Having injected the issue of his dealing in army supplies into the case, these exhibits were not extraneous. Having given his explanation of the transactions it was proper to cross-examine him and to show by his own records the status of his so-called army goods *55stores account. The various vouchers were admissible for the purpose, and also to show that appellant did have records from which he could have checked his various accounts, and to show the time of his operations in army stores.

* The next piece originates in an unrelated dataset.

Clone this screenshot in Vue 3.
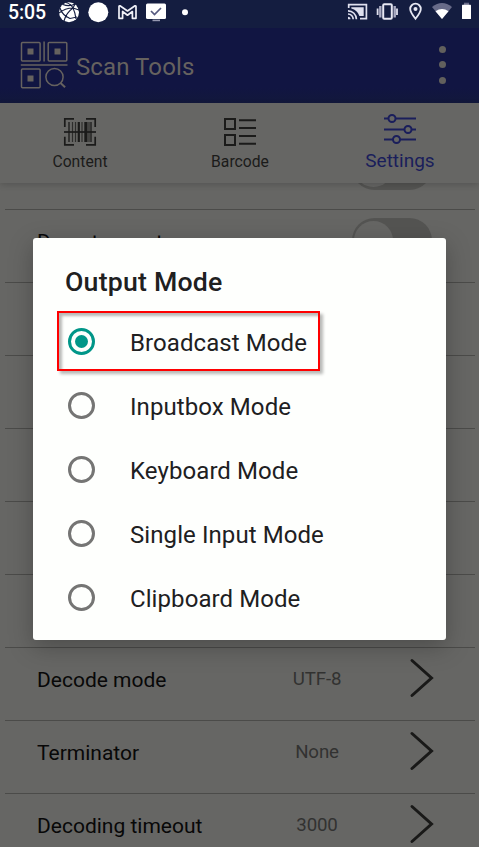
<template>
  <div class="screen">
    <!-- Android status bar -->
    <div class="status">
      <span class="clock">5:05</span>
      <svg class="status-left" width="134" height="26" viewBox="58 0 134 26">
        <circle cx="69" cy="12.3" r="10" fill="#fff" />
        <g fill="none" stroke="#141d40" stroke-width="1.1">
          <path d="M59 13Q65 8 73 8L79 10M66 2.500Q71 4 73 8T76 19M73 8Q66 13 64 21M60 8Q62 15 70 18.500L77 17M63 4.500Q69 7 75 4M73 8L75 4" />
        </g>
        <circle cx="98.300" cy="12.3" r="10" fill="#fff" />
        <path
          d="M119 18.300V6.500q0-1 1-.7L127.500 11l7.500-5.200q1-.3 1 .7v11.800h-3.600v-6.800l-4.900 3.700-4.900-3.700v6.800z"
          fill="none" stroke="#f0f1f8" stroke-width="1.700" stroke-linejoin="round"
        />
        <rect x="146" y="3.500" width="20" height="15.500" rx="1.500" fill="#fff" />
        <path d="M151 11l3.500 3.500 6.500-6.500" fill="none" stroke="#55597f" stroke-width="1.700" />
        <rect x="152.500" y="19.600" width="7.500" height="1.600" fill="#9598b0" />
        <circle cx="185" cy="12.3" r="3" fill="#fff" />
      </svg>
      <svg class="status-right" width="132" height="26" viewBox="346 0 132 26">
        <!-- cast -->
        <g fill="none" stroke="#dfe0ee" stroke-width="1.700">
          <path d="M348.700 8V4.600H366.400V18.700H360" />
          <path d="M348 10.800a8.400 8.400 0 0 1 8.400 8.400M348 14a5.200 5.200 0 0 1 5.200 5.200" />
        </g>
        <path d="M351.300 7.200h12.400v8.900h-4.300q-2-6-8.100-7.500z" fill="#dfe0ee" />
        <path d="M348 16.700a2.500 2.500 0 0 1 2.500 2.500H348z" fill="#dfe0ee" />
        <!-- vibrate -->
        <rect x="383.200" y="4.300" width="8.600" height="14.500" rx="1" fill="none" stroke="#e6e7f2" stroke-width="2" />
        <path d="M380.300 6v11.500M394.700 6v11.500" stroke="#a9abc2" stroke-width="2.400" />
        <path d="M377.600 8.500v6.500M397 8.500v6.500" stroke="#dfe0ee" stroke-width="1.800" />
        <!-- location -->
        <path d="M415.500 18.800c-3-3.800-5.300-6.800-5.300-9.800a5.300 5.300 0 0 1 10.600 0c0 3-2.300 6-5.300 9.800z" fill="none" stroke="#e6e7f2" stroke-width="1.800" />
        <circle cx="415.500" cy="9" r="2" fill="#e6e7f2" />
        <!-- wifi -->
        <path d="M432 7q10-8 20 0l-10 12z" fill="#686b89" />
        <path d="M435.500 11.200q6.500-4.600 13 0L442 19z" fill="#fff" />
        <!-- battery -->
        <rect x="464" y="2.700" width="5" height="2.300" fill="#686b89" />
        <rect x="462" y="4.700" width="9" height="14.300" rx=".6" fill="#fff" />
      </svg>
    </div>

    <header class="appbar">
      <svg width="48" height="48" viewBox="20.500 40.500 48 48" fill="none" stroke="#66625f" stroke-width="1.500">
        <rect x="22" y="41.900" width="18.600" height="18.600" rx="1" />
        <rect x="48.700" y="41.900" width="18.600" height="18.600" rx="1" />
        <rect x="22" y="68.600" width="18.600" height="18.600" rx="1" />
        <path d="M44.600 41v20M21.300 64.400h46.700" />
        <circle cx="55" cy="76.500" r="8.600" />
        <path d="M61 82.500l4.600 4.200" stroke-width="2" />
        <path d="M28 48h6v6h-6zM55 48h6v6h-6zM28 75h6v6h-6z" fill="#66625f" stroke="none" />
      </svg>
      <span class="app-title">Scan Tools</span>
      <div class="more"><i></i><i></i><i></i></div>
    </header>

    <nav class="tabs">
      <div class="tab">
        <svg width="34" height="30" viewBox="63 117 34 30" stroke="#1b1b1a" fill="none">
          <path d="M74 118.900h-9.200v8M86 118.900h9.200v8M74 144.800h-9.200v-8M86 144.800h9.200v-8" stroke-width="1.700" />
          <path d="M69 122v20M91 122v20" stroke-width="1.300" />
          <path d="M72.500 122v20M75.500 122v20M82 122v20M89 122v20" stroke-width="1.200" opacity=".75" />
          <path d="M78.800 122v20" stroke-width="2.200" />
          <path d="M85.900 122v20" stroke-width="3.200" />
          <path d="M64 132h32" stroke-width="1.700" />
        </svg>
        <span>Content</span>
      </div>
      <div class="tab">
        <svg width="34" height="30" viewBox="223 117 34 30" stroke="#1b1b1a" fill="none" stroke-width="2">
          <path d="M225 119h10v10h-10zM225 135h10v10h-10z" />
          <path d="M239 120.300h17M239 128h17M239 136h17M239 143.700h17" />
        </svg>
        <span>Barcode</span>
      </div>
      <div class="tab current">
        <svg width="34" height="32" viewBox="383 113 34 32" stroke="#1a1e5b" fill="none" stroke-width="2">
          <path d="M384 118.500h4.500M395.500 118.500H416M384 129.500h20.500M411.500 129.500h4.500M384 139.500h9M400 139.500h16" />
          <circle cx="392" cy="118.500" r="3.500" />
          <circle cx="408" cy="129.500" r="3.500" />
          <circle cx="396.500" cy="139.500" r="3.500" />
        </svg>
        <span>Settings</span>
      </div>
    </nav>

    <main class="list">
      <div v-for="(row, i) in rows" :key="i" class="row">
        <span class="name">{{ row.name }}</span>
        <span class="value">{{ row.value }}</span>
        <span class="control">
          <span v-if="row.toggle" class="toggle"></span>
          <svg v-else-if="row.value" width="26" height="40" viewBox="0 0 26 40">
            <path d="M3 2.500L22.500 20 3 37.500" fill="none" stroke="#191918" stroke-width="3" stroke-linecap="round" />
          </svg>
        </span>
      </div>
    </main>

    <section class="dialog" role="dialog">
      <h2>Output Mode</h2>
      <label
        v-for="mode in modes"
        :key="mode"
        class="option"
        :class="{ selected: mode === selected }"
        @click="selected = mode"
      >
        <span class="radio"></span>
        <span>{{ mode }}</span>
      </label>
      <div class="highlight"></div>
    </section>
  </div>
</template>

<script setup>
import { ref } from 'vue'

const modes = ['Broadcast Mode', 'Inputbox Mode', 'Keyboard Mode', 'Single Input Mode', 'Clipboard Mode']
const selected = ref('Broadcast Mode')

const rows = [
  { toggle: true },
  { name: 'Do not repeat', toggle: true },
  {},
  {},
  {},
  {},
  {},
  { name: 'Decode mode', value: 'UTF-8' },
  { name: 'Terminator', value: 'None' },
  { name: 'Decoding timeout', value: '3000' },
]
</script>

<style>
body { margin: 0; background: #666664; }
</style>

<style scoped>
* { box-sizing: border-box; }
.screen {
  position: relative;
  display: flex; flex-direction: column;
  width: 479px; height: 847px; overflow: hidden;
  background: #666664;
  font-family: Roboto, "Liberation Sans", sans-serif;
}

.status {
  display: flex; align-items: center;
  height: 28px; flex: none;
  padding: 0 1px 2px 8px;
  background: #141d40; color: #fff;
}
.clock { width: 50px; font-size: 19.5px; font-weight: 500; line-height: 26px; letter-spacing: -.1px; white-space: nowrap; }
.status-right { margin-left: auto; }

.appbar {
  display: flex; align-items: center;
  height: 75px; flex: none;
  padding: 0 31px 2px 20px;
  background: linear-gradient(#111542 80%, #12183b);
}
.app-title { margin-left: 8px; color: #66625f; font-size: 24px; line-height: 30px; letter-spacing: .1px; padding-top: 4px; }
.more { display: flex; flex-direction: column; gap: 8.500px; margin-left: auto; margin-right: 2px; }
.more i { width: 7px; height: 7px; border-radius: 50%; background: #62605d; }

.tabs {
  position: relative; z-index: 1;
  display: flex; height: 80px; flex: none;
  background: #666664;
  box-shadow: 0 2px 6px rgba(0, 0, 0, .16);
}
.tab {
  display: flex; flex-direction: column; align-items: center;
  width: 160px; flex: none; padding-top: 14px;
  font-size: 15.700px; line-height: 20px; color: #1b1b1a;
}
.tab span { margin-top: 5px; }
.tab.current { padding-top: 10px; font-size: 19px; color: #1a1e5b; }
.tab.current span { margin-top: 6px; }

.list { flex: 1; overflow: hidden; padding: 0 4px 0 5px; }
.row {
  display: flex; align-items: flex-start;
  height: 73px;
  border-bottom: 1px solid #4b4b49;
}
.row:first-child { margin-top: -46px; }
.name { width: 232px; padding: 20px 0 0 32px; font-size: 21px; line-height: 25px; color: #080808; white-space: nowrap; }
.value { width: 160px; padding-top: 19px; text-align: center; font-size: 18.700px; line-height: 25px; letter-spacing: -.15px; color: #323231; }
.control { display: flex; width: 73px; padding-left: 12px; }
.control svg { flex: none; margin: 10px 0 0 -.5px; }
.toggle {
  flex: none; width: 80px; height: 45px; margin: 8px 0 0 -57px; padding: 3px 2px;
  border-radius: 23px; background: #545452;
}
.toggle::before {
  content: ""; display: block; width: 39px; height: 39px;
  border-radius: 50%; background: #666664;
}

.dialog {
  position: absolute; z-index: 2; left: 33px; top: 238px;
  width: 413px; height: 402px; padding: 28px 32px 0;
  border-radius: 3px; background: #fefffd;
  box-shadow: 0 7px 24px rgba(0, 0, 0, .26);
  color: #20201f;
}
.dialog h2 { margin: 0 0 13px; font-size: 26.700px; font-weight: 500; line-height: 32px; letter-spacing: .2px; }
.option { display: flex; align-items: center; height: 64px; font-size: 24px; letter-spacing: .08px; }
.radio {
  display: flex; align-items: center; justify-content: center;
  width: 27px; height: 27px; margin: 0 35px 3px 3px;
  border: 3px solid #757574; border-radius: 50%;
}
.selected .radio { border-color: #009688; }
.selected .radio::before { content: ""; flex: none; width: 13px; height: 13px; border-radius: 50%; background: #009688; }

/* red frame over the chosen option */
.highlight {
  position: absolute; left: 24px; top: 73px;
  width: 263px; height: 60px;
  border: 2px solid #f00;
  box-shadow: 3px 3px 3px rgba(0, 0, 0, .28), inset 3px 3px 3px rgba(0, 0, 0, .28);
  pointer-events: none;
}
</style>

“The gist of the offense of larceny by embezzlement is the intent of the party charged to deprive or defraud the owner by withholding or appropriating his property. Any fact tending to prove or disprove that intent is properly admissible in evidence. The rule is stated in 15 Cyo. 529, as follows:
“ ‘Since from its nature intent is incapable of direct proof, great latitude is necessarily allowed in proving this element of the offense. Broadly speaking, any evidence is admissible which has a tendency, even the slightest, to establish fraudulent intent on the one hand, or on the other hand to show the bona fides of the accused.’ ” State v. Ward, 96 Wash. 550, 165 Pac. 794.

We think, therefore, that the evidence complained of was properly admissible. See, also, State v. Pittam, 32 Wash. 137, 72 Pac. 1042; State v. Leroy, 61 Wash. 405, 112 Pac. 635; State v. Kaukos, 109 Wash. 20, 186 Pac. 269.

We can find no error justifying a reversal. The judgment of conviction is therefore affirmed.

Main, C. J., Tolman, Fullerton, and Parker, JJ., concur.